The Web site Frontera List tracks the violence of Mexico's drug war as part of a wider mission to document events and trends in the U.S.-Mexican borderlands.

"The Internet site is a continuation of a project that began during the era of the (19)90s as a list of a social group who shared news," Frontera List creator Molly Molloy told Efe by telephone.

Molloy, a research librarian at New Mexico State University, said the original list mainly comprised journalists and academics.

The list's initial focus was on issues such as the impact of the North American Free Trade Agreement, but shifted in 2005-2006 to growing drug-related violence in the Mexican city of Nuevo Laredo, neighboring Laredo, Texas.

But it was after the explosion of violence in Ciudad Juárez in 2008 that Frontera List came to be dominated by posts about the drug war, Molloy said.

"So many things were happening that I began to send more and more information, many people began to be interested in what happened in Ciudad Juárez," she said.

Frontera List became a daily chronicle of the mayhem in Juárez, a metropolis of more than 1 million people just across the Rio Grande from El Paso, Texas, that for several years bore the sad distinction of being the most dangerous city in the Americas.

A multi-front conflict pitting rival drug cartels against each other and the security forces has claimed more than 50,000 lives in Mexico since December 2006, when newly inaugurated President Felipe Calderón gave the armed forces the leading role in the struggle with organized crime.

The Web site was launched in February, along with a Facebook page and a Twitter account.

Anyone who reads every day what happens in Mexico and learns about the victims would find it increasingly difficult to believe the claims of U.S. and Mexican officials that roughly 90 percent of the fatalities are linked to organized crime, Molloy said.

U.S. media, she said, fail to "ask the right questions" about the violence in Mexico, while journalists south of the border have been intimidated by the murder of dozens of their colleagues.

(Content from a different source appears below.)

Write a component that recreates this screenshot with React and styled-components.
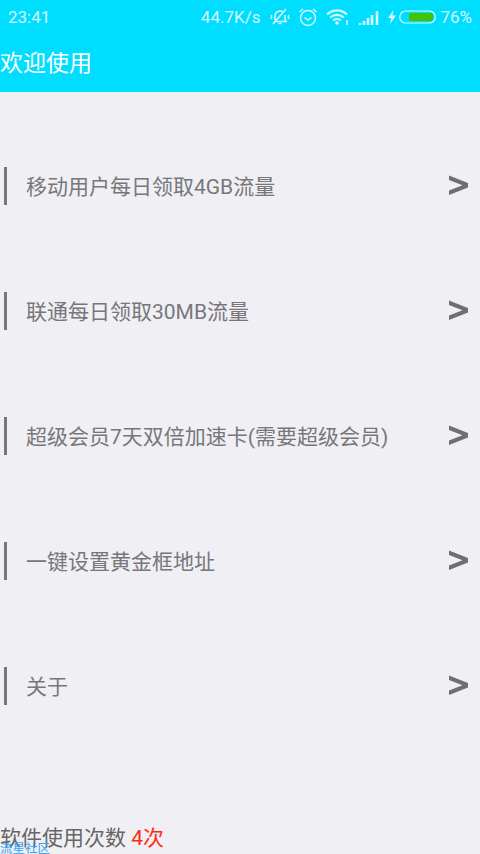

Political interests and the money Mexico gets from Washington for the war on drugs lead Mexican authorities to exaggerate the success of their efforts against organized crime, according to Molloy.

"Fewer than 2 percent of these murders in Mexico are investigated. How can they say that 90 percent of the victims are linked to the cartels?," she demands. "There's no way to know what time of relationship really existed if there's no investigation."

Accounts in the Mexican press show that many of drug-war dead were victims of extortionists or simply people who were in the wrong place at the wrong time, Molloy points out.

She also suspects there is an element of "social cleansing" in the killings, with gunmen's eliminating "undesirables" on behalf of cartels or even the authorities.

Despite the mayhem south of the border, Molloy says she has no fear for her personal safety and that she continues to travel to Mexico when necessary for her work.